## Problem
Check each line of the listing for the word "index" and give only the number of lines that have it.

====== Data extract

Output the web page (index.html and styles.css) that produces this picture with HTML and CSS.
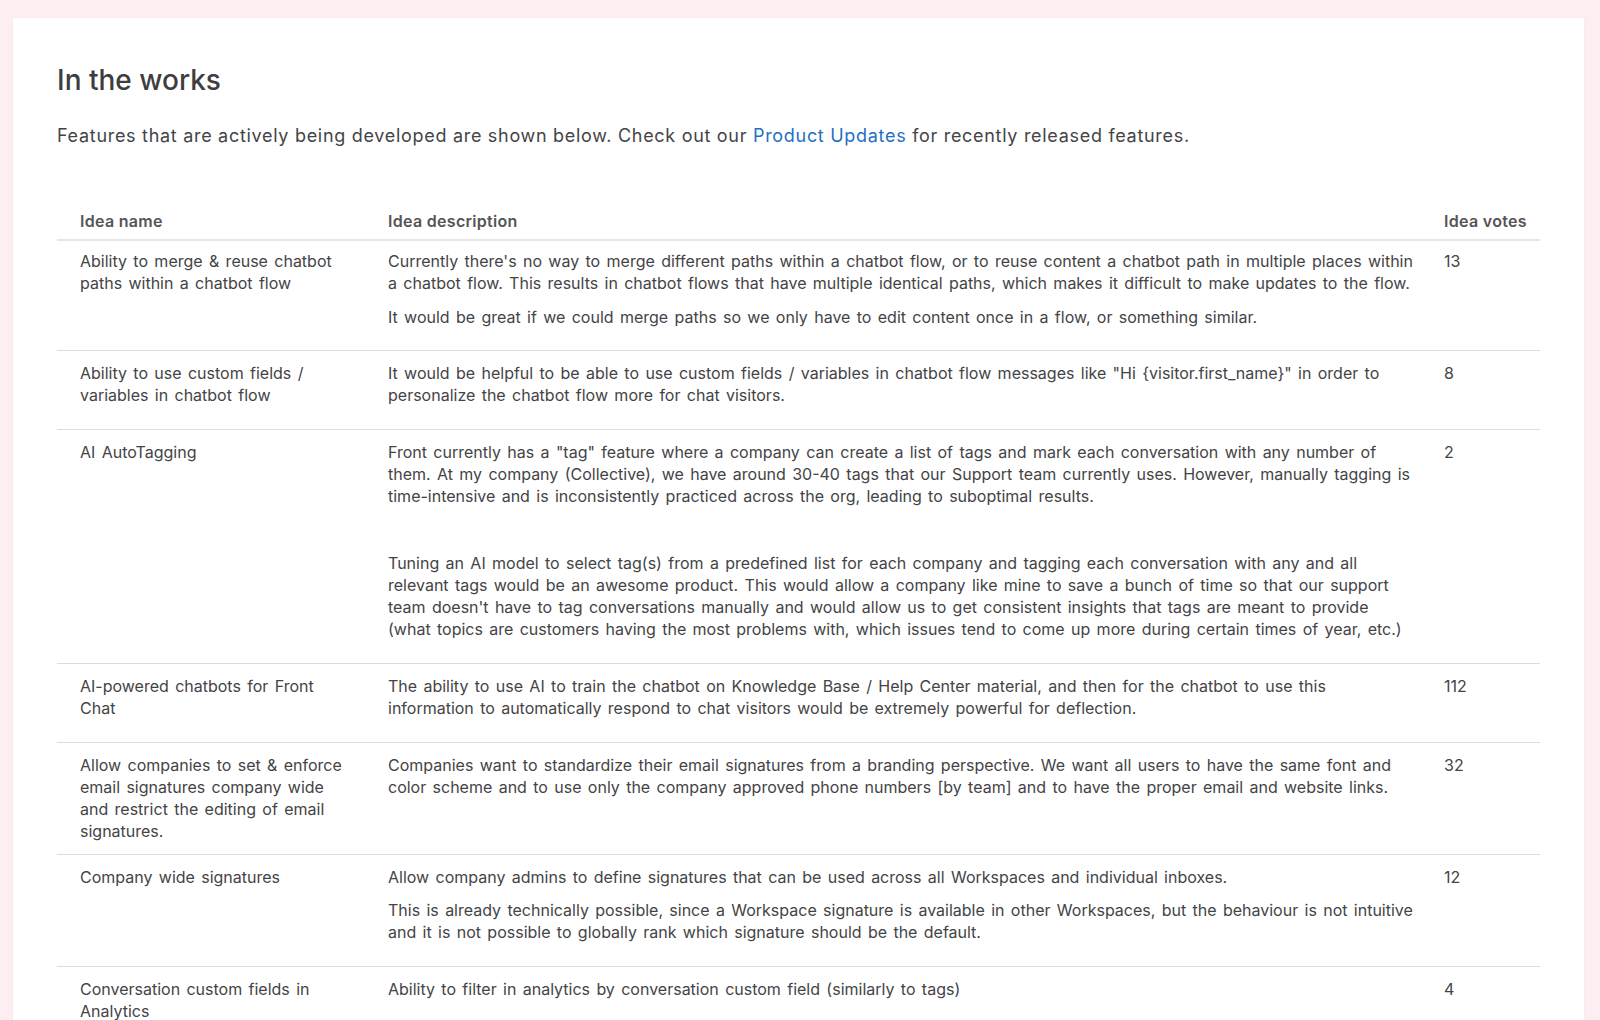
FILE: index.html
```html
<!DOCTYPE html>
<html lang="en">
<head>
<meta charset="utf-8">
<title>In the works</title>
<link rel="stylesheet" href="styles.css">
</head>
<body>
<main class="card">
  <h1 class="title">In the works</h1>
  <p class="intro">Features that are actively being developed are shown below. Check out our <a class="link" href="#">Product Updates</a> for recently released features.</p>
  <table class="ideas">
    <colgroup>
      <col class="col-name">
      <col class="col-desc">
      <col class="col-votes">
    </colgroup>
    <thead>
      <tr>
        <th>Idea name</th>
        <th>Idea description</th>
        <th>Idea votes</th>
      </tr>
    </thead>
    <tbody>
      <tr>
        <td class="name">Ability to merge &amp; reuse chatbot paths within a chatbot flow</td>
        <td class="desc">
          <p>Currently there's no way to merge different paths within a chatbot flow, or to reuse content a chatbot path in multiple places within a chatbot flow. This results in chatbot flows that have multiple identical paths, which makes it difficult to make updates to the flow.</p>
          <p>It would be great if we could merge paths so we only have to edit content once in a flow, or something similar.</p>
        </td>
        <td>13</td>
      </tr>
      <tr>
        <td class="name">Ability to use custom fields / variables in chatbot flow</td>
        <td class="desc">
          <p>It would be helpful to be able to use custom fields / variables in chatbot flow messages like "Hi {visitor.first_name}" in order to personalize the chatbot flow more for chat visitors.</p>
        </td>
        <td>8</td>
      </tr>
      <tr>
        <td class="name">AI AutoTagging</td>
        <td class="desc">
          <p>Front currently has a "tag" feature where a company can create a list of tags and mark each conversation with any number of them. At my company (Collective), we have around 30-40 tags that our Support team currently uses. However, manually tagging is time-intensive and is inconsistently practiced across the org, leading to suboptimal results.</p>
          <p><br></p>
          <p>Tuning an AI model to select tag(s) from a predefined list for each company and tagging each conversation with any and all relevant tags would be an awesome product. This would allow a company like mine to save a bunch of time so that our support team doesn't have to tag conversations manually and would allow us to get consistent insights that tags are meant to provide (what topics are customers having the most problems with, which issues tend to come up more during certain times of year, etc.)</p>
        </td>
        <td>2</td>
      </tr>
      <tr>
        <td class="name">AI-powered chatbots for Front Chat</td>
        <td class="desc">
          <p>The ability to use AI to train the chatbot on Knowledge Base / Help Center material, and then for the chatbot to use this information to automatically respond to chat visitors would be extremely powerful for deflection.</p>
        </td>
        <td>112</td>
      </tr>
      <tr>
        <td class="name">Allow companies to set &amp; enforce email signatures company wide and restrict the editing of email signatures.</td>
        <td class="desc">
          <p>Companies want to standardize their email signatures from a branding perspective. We want all users to have the same font and color scheme and to use only the company approved phone numbers [by team] and to have the proper email and website links.</p>
        </td>
        <td>32</td>
      </tr>
      <tr>
        <td class="name">Company wide signatures</td>
        <td class="desc">
          <p>Allow company admins to define signatures that can be used across all Workspaces and individual inboxes.</p>
          <p>This is already technically possible, since a Workspace signature is available in other Workspaces, but the behaviour is not intuitive and it is not possible to globally rank which signature should be the default.</p>
        </td>
        <td>12</td>
      </tr>
      <tr>
        <td class="name">Conversation custom fields in Analytics</td>
        <td class="desc">
          <p>Ability to filter in analytics by conversation custom field (similarly to tags)</p>
        </td>
        <td>4</td>
      </tr>
    </tbody>
  </table>
</main>
</body>
</html>
```
FILE: styles.css
```css
html, body {
  margin: 0;
  padding: 0;
}

body {
  background: #fdeef2;
  font-family: Inter, "Noto Sans", "Liberation Sans", sans-serif;
  color: #444446;
  min-height: 1020px;
}

.card {
  background: #ffffff;
  margin: 18px 16px 0 13px;
  padding: 45px 44px 40px 44px;
  min-height: 1100px;
  box-shadow: 0 0 3px rgba(0, 0, 0, 0.04);
}

.title {
  margin: 0;
  font-size: 28px;
  line-height: 34px;
  font-weight: 500;
  color: #3e3e40;
}

.intro {
  margin: 25px 0 0 0;
  font-size: 18px;
  line-height: 27px;
  letter-spacing: 0.7px;
  color: #444446;
}

.link {
  color: #1f6fc5;
  text-decoration: none;
}

.ideas {
  width: 100%;
  margin-top: 61px;
  border-collapse: collapse;
  table-layout: fixed;
  font-size: 16px;
  line-height: 22.1px;
  letter-spacing: 0;
  word-spacing: 1.85px;
}

.col-name { width: 308px; }
.col-votes { width: 119px; }

.ideas th {
  text-align: left;
  font-weight: 600;
  color: #555558;
  padding: 0 0 7px 23px;
  border-bottom: 2px solid #e6e6e6;
  vertical-align: top;
  letter-spacing: 0.3px;
  word-spacing: 0;
}

.ideas td {
  text-align: left;
  vertical-align: top;
  padding: 11.2px 0 11.2px 23px;
  border-top: 1px solid #dcdcdc;
  color: #444446;
}

.ideas td.name {
  padding-right: 17px;
}

.ideas td.desc {
  padding-right: 6px;
}

.ideas tbody tr:first-child td {
  border-top: none;
  padding-top: 9px;
}

.ideas td.desc p {
  margin: 0 0 11.3px 0;
}
```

============

## Full answer
2